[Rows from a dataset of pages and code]
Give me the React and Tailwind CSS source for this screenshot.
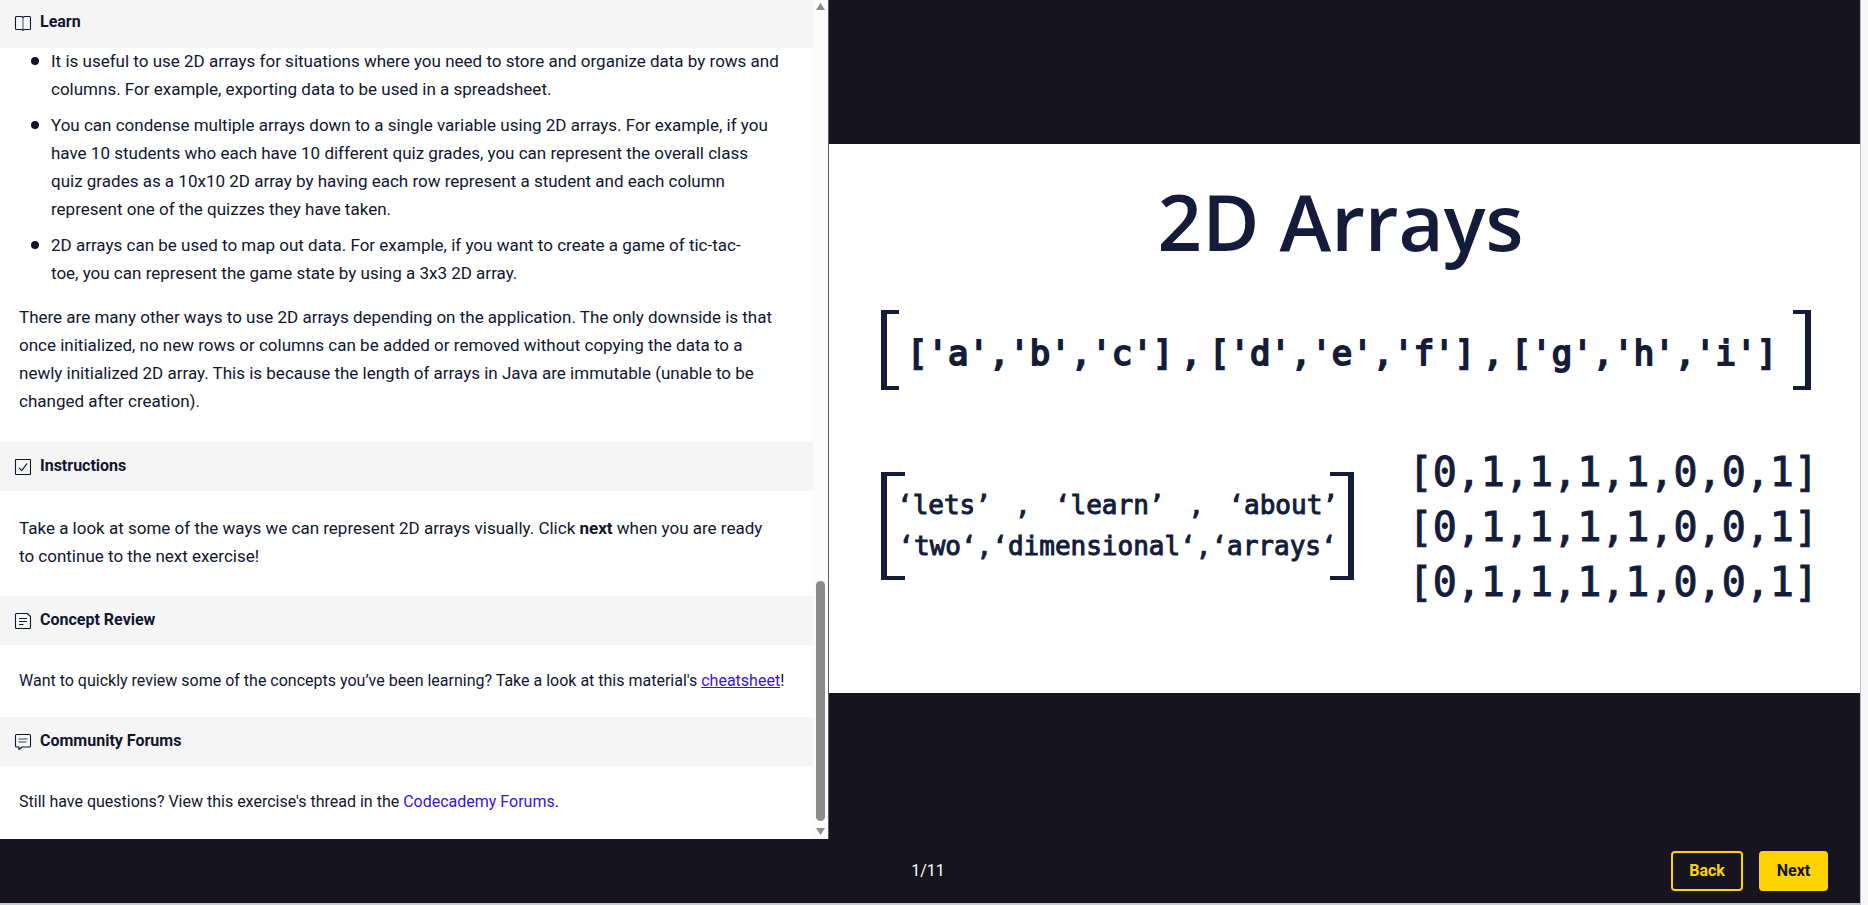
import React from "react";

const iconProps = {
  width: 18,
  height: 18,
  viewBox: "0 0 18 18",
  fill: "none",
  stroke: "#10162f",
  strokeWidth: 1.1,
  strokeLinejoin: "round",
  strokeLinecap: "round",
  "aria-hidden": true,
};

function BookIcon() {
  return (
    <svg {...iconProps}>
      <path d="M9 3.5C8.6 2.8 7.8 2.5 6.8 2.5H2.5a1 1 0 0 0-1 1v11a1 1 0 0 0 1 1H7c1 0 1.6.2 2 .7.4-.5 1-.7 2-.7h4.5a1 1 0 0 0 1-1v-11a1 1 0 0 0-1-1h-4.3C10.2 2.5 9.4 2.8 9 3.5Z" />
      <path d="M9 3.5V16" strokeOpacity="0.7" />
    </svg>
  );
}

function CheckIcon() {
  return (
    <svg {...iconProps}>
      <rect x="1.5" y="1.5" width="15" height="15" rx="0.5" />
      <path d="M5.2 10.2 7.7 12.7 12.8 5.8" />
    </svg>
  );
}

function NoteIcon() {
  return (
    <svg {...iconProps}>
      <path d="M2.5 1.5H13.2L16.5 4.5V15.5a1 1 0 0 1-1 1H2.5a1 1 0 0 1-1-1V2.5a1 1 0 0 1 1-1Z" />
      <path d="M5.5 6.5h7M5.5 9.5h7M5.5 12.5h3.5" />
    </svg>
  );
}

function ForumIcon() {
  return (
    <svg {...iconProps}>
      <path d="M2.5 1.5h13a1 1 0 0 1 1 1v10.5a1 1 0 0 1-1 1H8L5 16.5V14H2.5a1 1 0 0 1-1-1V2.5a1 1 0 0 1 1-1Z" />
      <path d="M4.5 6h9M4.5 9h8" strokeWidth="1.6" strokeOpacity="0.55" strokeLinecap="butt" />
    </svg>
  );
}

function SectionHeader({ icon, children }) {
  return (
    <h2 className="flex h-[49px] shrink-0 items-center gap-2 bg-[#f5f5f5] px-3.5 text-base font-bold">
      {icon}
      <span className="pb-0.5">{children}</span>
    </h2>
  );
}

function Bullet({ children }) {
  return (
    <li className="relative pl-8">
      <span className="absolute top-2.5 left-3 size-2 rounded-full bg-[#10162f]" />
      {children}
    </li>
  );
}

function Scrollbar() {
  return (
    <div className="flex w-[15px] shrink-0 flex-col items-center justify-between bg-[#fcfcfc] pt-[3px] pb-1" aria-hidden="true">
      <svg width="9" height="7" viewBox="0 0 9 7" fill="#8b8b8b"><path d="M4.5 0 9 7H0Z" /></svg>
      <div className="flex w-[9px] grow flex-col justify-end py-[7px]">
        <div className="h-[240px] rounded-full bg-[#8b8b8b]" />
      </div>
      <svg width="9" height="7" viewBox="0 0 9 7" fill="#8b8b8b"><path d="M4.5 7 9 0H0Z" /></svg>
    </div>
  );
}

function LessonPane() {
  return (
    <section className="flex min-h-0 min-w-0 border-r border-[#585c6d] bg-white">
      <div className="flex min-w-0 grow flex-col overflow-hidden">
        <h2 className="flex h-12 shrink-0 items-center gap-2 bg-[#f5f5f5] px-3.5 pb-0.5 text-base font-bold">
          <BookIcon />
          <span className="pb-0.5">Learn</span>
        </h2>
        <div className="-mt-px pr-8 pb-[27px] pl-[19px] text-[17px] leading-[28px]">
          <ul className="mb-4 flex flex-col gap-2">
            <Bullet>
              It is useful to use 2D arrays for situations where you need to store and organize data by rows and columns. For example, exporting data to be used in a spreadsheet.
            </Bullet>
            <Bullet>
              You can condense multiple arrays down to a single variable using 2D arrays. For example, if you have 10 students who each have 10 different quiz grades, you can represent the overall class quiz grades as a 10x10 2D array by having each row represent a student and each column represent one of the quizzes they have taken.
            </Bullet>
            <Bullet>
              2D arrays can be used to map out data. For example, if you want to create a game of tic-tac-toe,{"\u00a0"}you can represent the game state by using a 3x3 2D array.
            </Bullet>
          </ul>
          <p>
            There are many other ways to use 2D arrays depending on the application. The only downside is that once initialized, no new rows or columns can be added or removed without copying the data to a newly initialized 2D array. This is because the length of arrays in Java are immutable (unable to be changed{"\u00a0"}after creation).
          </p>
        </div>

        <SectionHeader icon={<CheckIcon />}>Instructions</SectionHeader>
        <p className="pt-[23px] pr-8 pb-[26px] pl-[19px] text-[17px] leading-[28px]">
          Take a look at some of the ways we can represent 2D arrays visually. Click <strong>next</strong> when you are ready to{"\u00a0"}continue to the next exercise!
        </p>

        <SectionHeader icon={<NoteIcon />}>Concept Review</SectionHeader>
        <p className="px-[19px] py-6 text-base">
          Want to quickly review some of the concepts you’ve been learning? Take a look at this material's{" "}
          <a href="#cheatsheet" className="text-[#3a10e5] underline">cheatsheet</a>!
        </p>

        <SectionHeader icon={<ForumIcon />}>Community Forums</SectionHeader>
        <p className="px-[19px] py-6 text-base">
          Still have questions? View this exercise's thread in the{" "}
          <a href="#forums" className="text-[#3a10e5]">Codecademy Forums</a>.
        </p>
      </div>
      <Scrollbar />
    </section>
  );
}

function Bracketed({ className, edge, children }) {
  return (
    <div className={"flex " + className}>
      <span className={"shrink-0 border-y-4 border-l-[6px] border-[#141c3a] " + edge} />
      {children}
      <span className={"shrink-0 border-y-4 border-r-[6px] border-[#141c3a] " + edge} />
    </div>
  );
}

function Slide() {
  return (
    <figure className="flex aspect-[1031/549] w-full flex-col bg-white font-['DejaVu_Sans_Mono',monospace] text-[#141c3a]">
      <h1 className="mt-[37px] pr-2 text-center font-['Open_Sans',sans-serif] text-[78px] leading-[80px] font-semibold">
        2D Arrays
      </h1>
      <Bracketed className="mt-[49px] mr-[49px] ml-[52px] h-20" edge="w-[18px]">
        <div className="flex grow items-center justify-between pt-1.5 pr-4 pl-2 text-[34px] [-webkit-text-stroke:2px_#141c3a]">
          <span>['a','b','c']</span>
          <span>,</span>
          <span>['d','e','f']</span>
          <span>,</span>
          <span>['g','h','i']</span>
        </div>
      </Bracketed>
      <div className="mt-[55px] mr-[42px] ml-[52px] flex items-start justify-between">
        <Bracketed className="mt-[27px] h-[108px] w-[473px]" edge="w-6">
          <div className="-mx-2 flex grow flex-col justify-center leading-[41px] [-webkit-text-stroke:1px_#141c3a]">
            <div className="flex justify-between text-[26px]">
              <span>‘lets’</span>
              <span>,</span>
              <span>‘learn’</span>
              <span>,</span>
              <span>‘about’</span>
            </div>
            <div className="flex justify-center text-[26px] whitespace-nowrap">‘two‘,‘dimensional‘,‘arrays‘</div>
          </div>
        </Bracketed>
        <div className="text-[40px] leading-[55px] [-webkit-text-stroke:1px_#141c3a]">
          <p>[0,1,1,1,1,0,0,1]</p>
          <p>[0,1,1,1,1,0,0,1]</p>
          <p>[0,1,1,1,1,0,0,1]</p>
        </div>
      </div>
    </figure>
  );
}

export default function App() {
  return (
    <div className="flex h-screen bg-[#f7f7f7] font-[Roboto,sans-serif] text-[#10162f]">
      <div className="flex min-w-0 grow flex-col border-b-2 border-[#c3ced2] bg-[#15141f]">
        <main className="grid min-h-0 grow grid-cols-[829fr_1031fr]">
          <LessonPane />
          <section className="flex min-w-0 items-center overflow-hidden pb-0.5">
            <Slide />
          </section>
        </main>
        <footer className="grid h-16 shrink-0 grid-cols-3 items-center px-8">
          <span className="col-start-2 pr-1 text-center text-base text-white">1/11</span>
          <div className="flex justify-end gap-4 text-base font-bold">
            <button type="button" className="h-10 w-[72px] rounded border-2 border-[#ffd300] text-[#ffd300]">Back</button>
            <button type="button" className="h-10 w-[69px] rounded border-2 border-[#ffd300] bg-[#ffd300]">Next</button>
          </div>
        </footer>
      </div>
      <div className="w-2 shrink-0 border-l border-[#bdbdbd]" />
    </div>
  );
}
---
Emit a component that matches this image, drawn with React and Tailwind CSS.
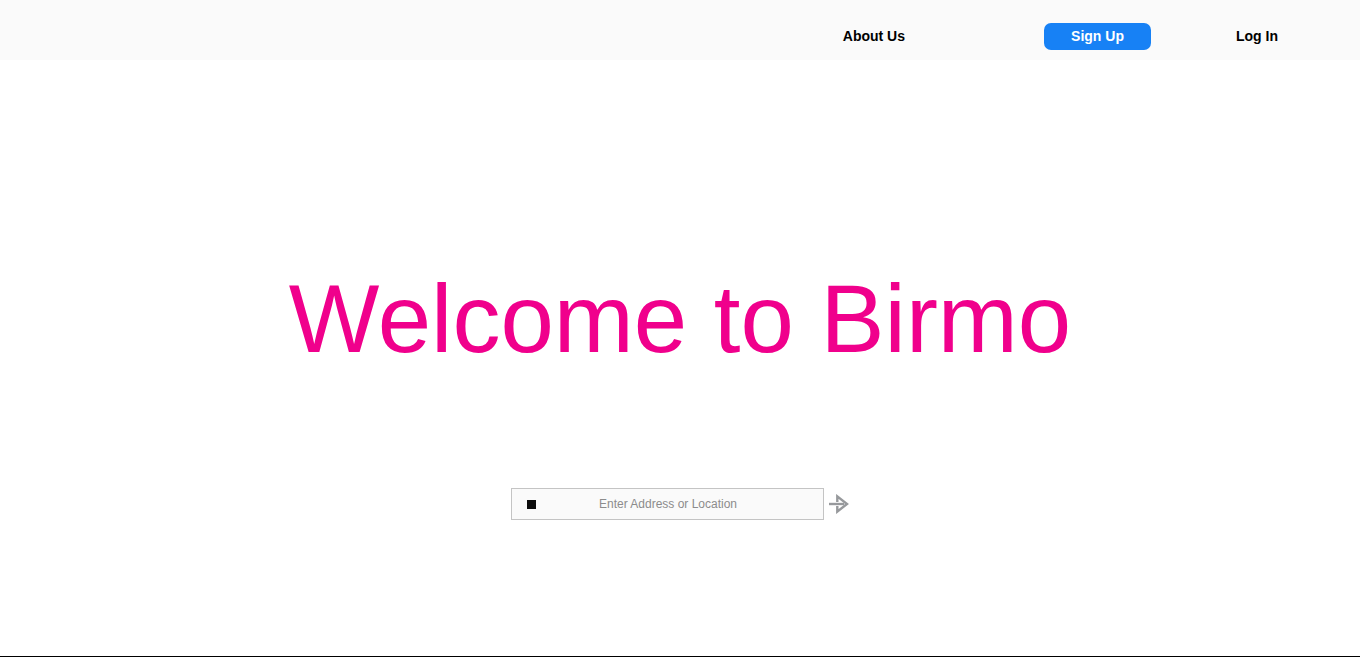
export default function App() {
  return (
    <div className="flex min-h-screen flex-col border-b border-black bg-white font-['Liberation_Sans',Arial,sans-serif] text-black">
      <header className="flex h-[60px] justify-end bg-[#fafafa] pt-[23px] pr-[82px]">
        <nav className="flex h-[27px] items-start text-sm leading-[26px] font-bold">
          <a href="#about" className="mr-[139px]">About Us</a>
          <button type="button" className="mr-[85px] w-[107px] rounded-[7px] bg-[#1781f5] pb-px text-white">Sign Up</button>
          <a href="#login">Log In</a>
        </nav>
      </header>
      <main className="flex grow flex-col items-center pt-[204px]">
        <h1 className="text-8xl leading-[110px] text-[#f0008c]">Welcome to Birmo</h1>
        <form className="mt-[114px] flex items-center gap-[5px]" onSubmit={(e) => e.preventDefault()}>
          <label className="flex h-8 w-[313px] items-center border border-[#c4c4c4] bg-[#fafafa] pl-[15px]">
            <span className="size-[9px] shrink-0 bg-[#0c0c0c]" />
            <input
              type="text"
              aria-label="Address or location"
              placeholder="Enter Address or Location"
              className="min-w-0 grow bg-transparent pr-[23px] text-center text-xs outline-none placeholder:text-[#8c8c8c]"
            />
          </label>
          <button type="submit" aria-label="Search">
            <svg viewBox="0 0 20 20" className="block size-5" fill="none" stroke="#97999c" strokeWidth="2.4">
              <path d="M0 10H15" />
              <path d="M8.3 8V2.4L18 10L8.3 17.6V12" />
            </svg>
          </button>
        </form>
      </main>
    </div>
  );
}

EXERCISE
Copy every line of the data that holds the string "React".

EXERCISE RESULT
Give me the React and Tailwind CSS source for this screenshot.
import React from "react";
Emit a component that matches this image, drawn with React and Tailwind CSS.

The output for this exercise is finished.